[Stored dataset items]:

## start

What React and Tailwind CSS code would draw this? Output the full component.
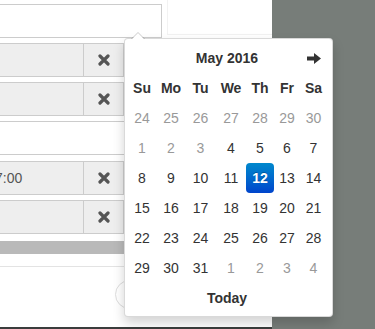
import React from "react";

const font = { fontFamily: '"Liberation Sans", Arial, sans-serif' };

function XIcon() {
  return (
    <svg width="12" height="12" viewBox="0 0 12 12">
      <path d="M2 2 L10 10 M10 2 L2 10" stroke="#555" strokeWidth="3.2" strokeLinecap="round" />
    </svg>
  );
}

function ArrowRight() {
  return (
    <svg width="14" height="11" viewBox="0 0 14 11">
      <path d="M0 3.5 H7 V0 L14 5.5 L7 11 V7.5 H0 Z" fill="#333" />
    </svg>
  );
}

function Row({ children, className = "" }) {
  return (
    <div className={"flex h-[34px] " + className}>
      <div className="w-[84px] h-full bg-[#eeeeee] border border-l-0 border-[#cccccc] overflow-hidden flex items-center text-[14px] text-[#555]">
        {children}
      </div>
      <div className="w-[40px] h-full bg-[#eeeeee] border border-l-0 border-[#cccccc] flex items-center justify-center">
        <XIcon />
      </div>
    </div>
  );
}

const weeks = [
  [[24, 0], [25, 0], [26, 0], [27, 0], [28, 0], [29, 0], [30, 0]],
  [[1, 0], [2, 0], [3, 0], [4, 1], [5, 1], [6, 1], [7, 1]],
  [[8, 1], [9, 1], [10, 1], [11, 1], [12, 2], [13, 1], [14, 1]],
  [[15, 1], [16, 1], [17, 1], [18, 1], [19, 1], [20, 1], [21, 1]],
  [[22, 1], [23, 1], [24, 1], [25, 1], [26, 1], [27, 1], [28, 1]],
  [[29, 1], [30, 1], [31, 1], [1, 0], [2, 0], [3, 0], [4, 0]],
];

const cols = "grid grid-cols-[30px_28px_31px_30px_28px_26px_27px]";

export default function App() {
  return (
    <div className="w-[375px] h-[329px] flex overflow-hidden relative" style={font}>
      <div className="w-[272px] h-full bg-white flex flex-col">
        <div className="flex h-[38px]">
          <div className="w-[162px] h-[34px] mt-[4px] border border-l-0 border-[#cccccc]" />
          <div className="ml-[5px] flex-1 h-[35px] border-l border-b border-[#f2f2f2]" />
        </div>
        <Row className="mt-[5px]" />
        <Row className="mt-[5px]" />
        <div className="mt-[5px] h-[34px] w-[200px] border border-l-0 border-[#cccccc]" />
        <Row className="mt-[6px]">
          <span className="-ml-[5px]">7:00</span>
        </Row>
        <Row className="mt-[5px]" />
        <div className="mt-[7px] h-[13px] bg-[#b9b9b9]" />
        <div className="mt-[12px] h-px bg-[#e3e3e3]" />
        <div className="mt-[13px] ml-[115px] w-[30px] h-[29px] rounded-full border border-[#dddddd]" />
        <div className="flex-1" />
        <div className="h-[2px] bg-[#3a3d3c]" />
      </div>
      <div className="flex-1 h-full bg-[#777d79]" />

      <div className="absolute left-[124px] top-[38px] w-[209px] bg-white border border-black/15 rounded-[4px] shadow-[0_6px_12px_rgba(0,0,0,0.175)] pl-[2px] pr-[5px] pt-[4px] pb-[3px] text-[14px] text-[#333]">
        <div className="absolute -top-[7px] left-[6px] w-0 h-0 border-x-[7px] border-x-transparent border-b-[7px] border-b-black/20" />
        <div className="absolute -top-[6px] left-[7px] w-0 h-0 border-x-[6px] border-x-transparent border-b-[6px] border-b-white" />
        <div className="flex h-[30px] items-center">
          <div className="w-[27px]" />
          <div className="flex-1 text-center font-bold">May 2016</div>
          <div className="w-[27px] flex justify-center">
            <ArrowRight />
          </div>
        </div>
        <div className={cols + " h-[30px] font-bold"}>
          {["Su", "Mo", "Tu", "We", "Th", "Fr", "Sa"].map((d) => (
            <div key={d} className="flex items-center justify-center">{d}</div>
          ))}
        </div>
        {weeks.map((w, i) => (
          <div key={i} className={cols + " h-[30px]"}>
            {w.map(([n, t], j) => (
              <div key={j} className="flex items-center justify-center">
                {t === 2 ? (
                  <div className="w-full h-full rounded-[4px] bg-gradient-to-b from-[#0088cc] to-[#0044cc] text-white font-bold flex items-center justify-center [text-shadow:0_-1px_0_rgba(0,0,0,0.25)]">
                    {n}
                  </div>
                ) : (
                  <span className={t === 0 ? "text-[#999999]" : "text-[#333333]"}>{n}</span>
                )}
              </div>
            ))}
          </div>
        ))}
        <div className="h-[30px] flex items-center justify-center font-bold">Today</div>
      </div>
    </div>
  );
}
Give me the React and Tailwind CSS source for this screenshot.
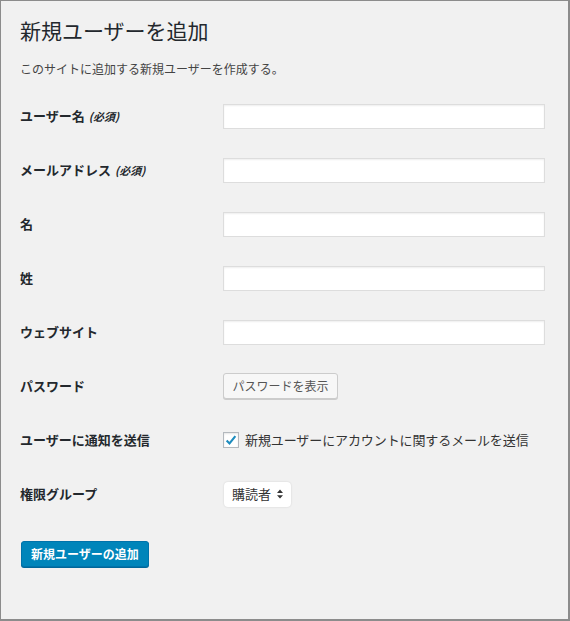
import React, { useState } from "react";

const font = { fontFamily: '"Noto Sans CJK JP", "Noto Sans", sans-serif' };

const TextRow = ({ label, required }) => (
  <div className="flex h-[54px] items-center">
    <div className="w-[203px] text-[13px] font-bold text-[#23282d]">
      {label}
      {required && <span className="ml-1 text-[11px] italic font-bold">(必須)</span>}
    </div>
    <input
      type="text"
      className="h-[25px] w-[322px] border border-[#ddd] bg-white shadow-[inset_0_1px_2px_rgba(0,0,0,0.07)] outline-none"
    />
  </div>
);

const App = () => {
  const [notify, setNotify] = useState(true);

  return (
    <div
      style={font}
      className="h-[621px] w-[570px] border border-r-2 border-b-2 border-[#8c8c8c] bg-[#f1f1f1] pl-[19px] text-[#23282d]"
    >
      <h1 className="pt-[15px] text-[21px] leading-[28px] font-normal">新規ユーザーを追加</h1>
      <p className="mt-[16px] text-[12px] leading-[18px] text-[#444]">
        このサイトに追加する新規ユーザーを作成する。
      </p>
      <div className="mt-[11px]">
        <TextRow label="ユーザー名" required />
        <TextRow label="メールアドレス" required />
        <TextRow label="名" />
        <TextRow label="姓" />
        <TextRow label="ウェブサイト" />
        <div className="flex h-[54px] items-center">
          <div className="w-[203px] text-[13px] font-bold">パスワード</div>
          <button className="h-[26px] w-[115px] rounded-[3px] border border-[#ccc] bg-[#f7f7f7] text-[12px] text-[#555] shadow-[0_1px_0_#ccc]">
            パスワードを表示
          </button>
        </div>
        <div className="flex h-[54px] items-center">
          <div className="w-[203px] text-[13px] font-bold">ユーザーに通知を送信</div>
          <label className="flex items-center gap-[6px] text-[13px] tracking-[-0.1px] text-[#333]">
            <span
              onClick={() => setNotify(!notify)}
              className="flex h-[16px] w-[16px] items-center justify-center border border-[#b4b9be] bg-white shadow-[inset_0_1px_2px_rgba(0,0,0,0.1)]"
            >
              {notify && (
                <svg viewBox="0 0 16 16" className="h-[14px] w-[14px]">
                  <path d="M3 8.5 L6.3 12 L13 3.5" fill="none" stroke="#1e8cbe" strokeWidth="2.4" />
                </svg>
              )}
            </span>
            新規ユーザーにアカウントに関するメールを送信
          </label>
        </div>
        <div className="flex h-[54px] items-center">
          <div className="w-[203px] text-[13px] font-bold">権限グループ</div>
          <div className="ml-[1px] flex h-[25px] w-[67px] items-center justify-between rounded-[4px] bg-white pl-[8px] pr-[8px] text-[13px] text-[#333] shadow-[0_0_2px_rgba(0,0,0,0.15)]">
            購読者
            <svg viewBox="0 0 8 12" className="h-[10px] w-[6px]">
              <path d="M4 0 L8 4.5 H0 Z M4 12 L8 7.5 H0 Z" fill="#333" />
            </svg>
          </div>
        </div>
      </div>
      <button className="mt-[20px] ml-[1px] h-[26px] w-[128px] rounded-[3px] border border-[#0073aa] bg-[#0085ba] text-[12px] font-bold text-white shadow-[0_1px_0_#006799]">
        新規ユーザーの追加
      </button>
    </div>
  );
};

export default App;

## end

[TASK PROMPT]:
Without including any pictures, reproduce the listing exactly.

[COMPLETE OUTPUT]:
What React and Tailwind CSS code would draw this? Output the full component.
import React from "react";

const font = { fontFamily: '"Liberation Sans", Arial, sans-serif' };

function XIcon() {
  return (
    <svg width="12" height="12" viewBox="0 0 12 12">
      <path d="M2 2 L10 10 M10 2 L2 10" stroke="#555" strokeWidth="3.2" strokeLinecap="round" />
    </svg>
  );
}

function ArrowRight() {
  return (
    <svg width="14" height="11" viewBox="0 0 14 11">
      <path d="M0 3.5 H7 V0 L14 5.5 L7 11 V7.5 H0 Z" fill="#333" />
    </svg>
  );
}

function Row({ children, className = "" }) {
  return (
    <div className={"flex h-[34px] " + className}>
      <div className="w-[84px] h-full bg-[#eeeeee] border border-l-0 border-[#cccccc] overflow-hidden flex items-center text-[14px] text-[#555]">
        {children}
      </div>
      <div className="w-[40px] h-full bg-[#eeeeee] border border-l-0 border-[#cccccc] flex items-center justify-center">
        <XIcon />
      </div>
    </div>
  );
}

const weeks = [
  [[24, 0], [25, 0], [26, 0], [27, 0], [28, 0], [29, 0], [30, 0]],
  [[1, 0], [2, 0], [3, 0], [4, 1], [5, 1], [6, 1], [7, 1]],
  [[8, 1], [9, 1], [10, 1], [11, 1], [12, 2], [13, 1], [14, 1]],
  [[15, 1], [16, 1], [17, 1], [18, 1], [19, 1], [20, 1], [21, 1]],
  [[22, 1], [23, 1], [24, 1], [25, 1], [26, 1], [27, 1], [28, 1]],
  [[29, 1], [30, 1], [31, 1], [1, 0], [2, 0], [3, 0], [4, 0]],
];

const cols = "grid grid-cols-[30px_28px_31px_30px_28px_26px_27px]";

export default function App() {
  return (
    <div className="w-[375px] h-[329px] flex overflow-hidden relative" style={font}>
      <div className="w-[272px] h-full bg-white flex flex-col">
        <div className="flex h-[38px]">
          <div className="w-[162px] h-[34px] mt-[4px] border border-l-0 border-[#cccccc]" />
          <div className="ml-[5px] flex-1 h-[35px] border-l border-b border-[#f2f2f2]" />
        </div>
        <Row className="mt-[5px]" />
        <Row className="mt-[5px]" />
        <div className="mt-[5px] h-[34px] w-[200px] border border-l-0 border-[#cccccc]" />
        <Row className="mt-[6px]">
          <span className="-ml-[5px]">7:00</span>
        </Row>
        <Row className="mt-[5px]" />
        <div className="mt-[7px] h-[13px] bg-[#b9b9b9]" />
        <div className="mt-[12px] h-px bg-[#e3e3e3]" />
        <div className="mt-[13px] ml-[115px] w-[30px] h-[29px] rounded-full border border-[#dddddd]" />
        <div className="flex-1" />
        <div className="h-[2px] bg-[#3a3d3c]" />
      </div>
      <div className="flex-1 h-full bg-[#777d79]" />

      <div className="absolute left-[124px] top-[38px] w-[209px] bg-white border border-black/15 rounded-[4px] shadow-[0_6px_12px_rgba(0,0,0,0.175)] pl-[2px] pr-[5px] pt-[4px] pb-[3px] text-[14px] text-[#333]">
        <div className="absolute -top-[7px] left-[6px] w-0 h-0 border-x-[7px] border-x-transparent border-b-[7px] border-b-black/20" />
        <div className="absolute -top-[6px] left-[7px] w-0 h-0 border-x-[6px] border-x-transparent border-b-[6px] border-b-white" />
        <div className="flex h-[30px] items-center">
          <div className="w-[27px]" />
          <div className="flex-1 text-center font-bold">May 2016</div>
          <div className="w-[27px] flex justify-center">
            <ArrowRight />
          </div>
        </div>
        <div className={cols + " h-[30px] font-bold"}>
          {["Su", "Mo", "Tu", "We", "Th", "Fr", "Sa"].map((d) => (
            <div key={d} className="flex items-center justify-center">{d}</div>
          ))}
        </div>
        {weeks.map((w, i) => (
          <div key={i} className={cols + " h-[30px]"}>
            {w.map(([n, t], j) => (
              <div key={j} className="flex items-center justify-center">
                {t === 2 ? (
                  <div className="w-full h-full rounded-[4px] bg-gradient-to-b from-[#0088cc] to-[#0044cc] text-white font-bold flex items-center justify-center [text-shadow:0_-1px_0_rgba(0,0,0,0.25)]">
                    {n}
                  </div>
                ) : (
                  <span className={t === 0 ? "text-[#999999]" : "text-[#333333]"}>{n}</span>
                )}
              </div>
            ))}
          </div>
        ))}
        <div className="h-[30px] flex items-center justify-center font-bold">Today</div>
      </div>
    </div>
  );
}
Give me the React and Tailwind CSS source for this screenshot.
import React, { useState } from "react";

const font = { fontFamily: '"Noto Sans CJK JP", "Noto Sans", sans-serif' };

const TextRow = ({ label, required }) => (
  <div className="flex h-[54px] items-center">
    <div className="w-[203px] text-[13px] font-bold text-[#23282d]">
      {label}
      {required && <span className="ml-1 text-[11px] italic font-bold">(必須)</span>}
    </div>
    <input
      type="text"
      className="h-[25px] w-[322px] border border-[#ddd] bg-white shadow-[inset_0_1px_2px_rgba(0,0,0,0.07)] outline-none"
    />
  </div>
);

const App = () => {
  const [notify, setNotify] = useState(true);

  return (
    <div
      style={font}
      className="h-[621px] w-[570px] border border-r-2 border-b-2 border-[#8c8c8c] bg-[#f1f1f1] pl-[19px] text-[#23282d]"
    >
      <h1 className="pt-[15px] text-[21px] leading-[28px] font-normal">新規ユーザーを追加</h1>
      <p className="mt-[16px] text-[12px] leading-[18px] text-[#444]">
        このサイトに追加する新規ユーザーを作成する。
      </p>
      <div className="mt-[11px]">
        <TextRow label="ユーザー名" required />
        <TextRow label="メールアドレス" required />
        <TextRow label="名" />
        <TextRow label="姓" />
        <TextRow label="ウェブサイト" />
        <div className="flex h-[54px] items-center">
          <div className="w-[203px] text-[13px] font-bold">パスワード</div>
          <button className="h-[26px] w-[115px] rounded-[3px] border border-[#ccc] bg-[#f7f7f7] text-[12px] text-[#555] shadow-[0_1px_0_#ccc]">
            パスワードを表示
          </button>
        </div>
        <div className="flex h-[54px] items-center">
          <div className="w-[203px] text-[13px] font-bold">ユーザーに通知を送信</div>
          <label className="flex items-center gap-[6px] text-[13px] tracking-[-0.1px] text-[#333]">
            <span
              onClick={() => setNotify(!notify)}
              className="flex h-[16px] w-[16px] items-center justify-center border border-[#b4b9be] bg-white shadow-[inset_0_1px_2px_rgba(0,0,0,0.1)]"
            >
              {notify && (
                <svg viewBox="0 0 16 16" className="h-[14px] w-[14px]">
                  <path d="M3 8.5 L6.3 12 L13 3.5" fill="none" stroke="#1e8cbe" strokeWidth="2.4" />
                </svg>
              )}
            </span>
            新規ユーザーにアカウントに関するメールを送信
          </label>
        </div>
        <div className="flex h-[54px] items-center">
          <div className="w-[203px] text-[13px] font-bold">権限グループ</div>
          <div className="ml-[1px] flex h-[25px] w-[67px] items-center justify-between rounded-[4px] bg-white pl-[8px] pr-[8px] text-[13px] text-[#333] shadow-[0_0_2px_rgba(0,0,0,0.15)]">
            購読者
            <svg viewBox="0 0 8 12" className="h-[10px] w-[6px]">
              <path d="M4 0 L8 4.5 H0 Z M4 12 L8 7.5 H0 Z" fill="#333" />
            </svg>
          </div>
        </div>
      </div>
      <button className="mt-[20px] ml-[1px] h-[26px] w-[128px] rounded-[3px] border border-[#0073aa] bg-[#0085ba] text-[12px] font-bold text-white shadow-[0_1px_0_#006799]">
        新規ユーザーの追加
      </button>
    </div>
  );
};

export default App;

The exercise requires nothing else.